Rabbi and Rebbetzin’s Corner February 2023
By Eric Carlson on February 1, 2023
Shalom Mishpocha,
February is a quite month for us, comprised of the biblical months of Shevat and Adar. Sunday, February 5th at sunset through Monday February 6th at sunset is Tu BiShvat! Tu BiShvat is a Rabbinical Jewish holiday occurring on the 15th day of the Hebrew month of Shevat. It is also called Rosh HaShanah La’Ilanot, literally “New Year of the Trees”. The day is celebrated in modern Israel as an ecological awareness day, and trees are planted in celebration. This day is akin to our Arbor Day celebrated in April!
February is Black History month:
“The segregationists and racists make no fine distinction between the Negro and the Jew”

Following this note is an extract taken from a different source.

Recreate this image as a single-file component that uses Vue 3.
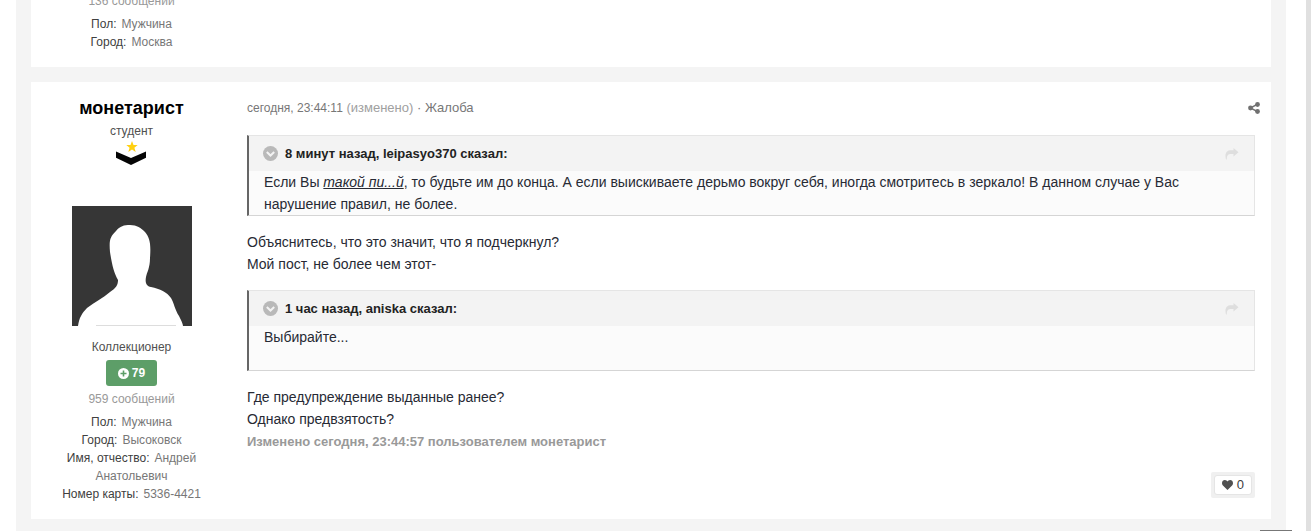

Why is this geographical area (Jamestown, VA), the birthplace of America so Important? When we spirit map and go back to our nations beginning on May 14th 1607 at Jamestown Island we see that our nation was founded upon the biblical covenants of God’s Kingdom. We also see a complex, symbiotic relationship develop between the various cultures that clashed, melted, mixed, and developed over the course of Americas History. The Indigenous People who called this land their home! English colonists who came here claiming this to be a new world that now belonged to them and black slaves that were brought here against their will. Centuries have passed and wars have been fought to end the curse of slavery and establish justice. There is a biblical secret encapsulated within this complex, symbiotic relationships forged over our history that confounds those who seek to divide, oppress, and hate. It is the power of unity.
Psalms 133. A song of ascents. By David: Oh, how good, how pleasant it is for brothers to live together in harmony. 2 It is like fragrant oil on the head that runs down over the beard, over the beard of Aharon, and flows down on the collar of his robes. 3 It is like the dew of Hermon that settles on the mountains of Tziyon. For it was there that ADONAI ordained the blessing of everlasting life.
The enemy does everything with his power to develop division through men and their teachings of racism and bigotry. History records the first Slaves in America arriving at Old Point Comfort in 1619. Brought by Spanish Traders who had suffered damage to their ships in a great storm and low on supplies, they traded several slave women for food and supplies at Old Point Comfort in 1619. History also records the first freed slave occurring at the same spot in what was to become known as Fort Monroe in 1861 commanded by General Butler.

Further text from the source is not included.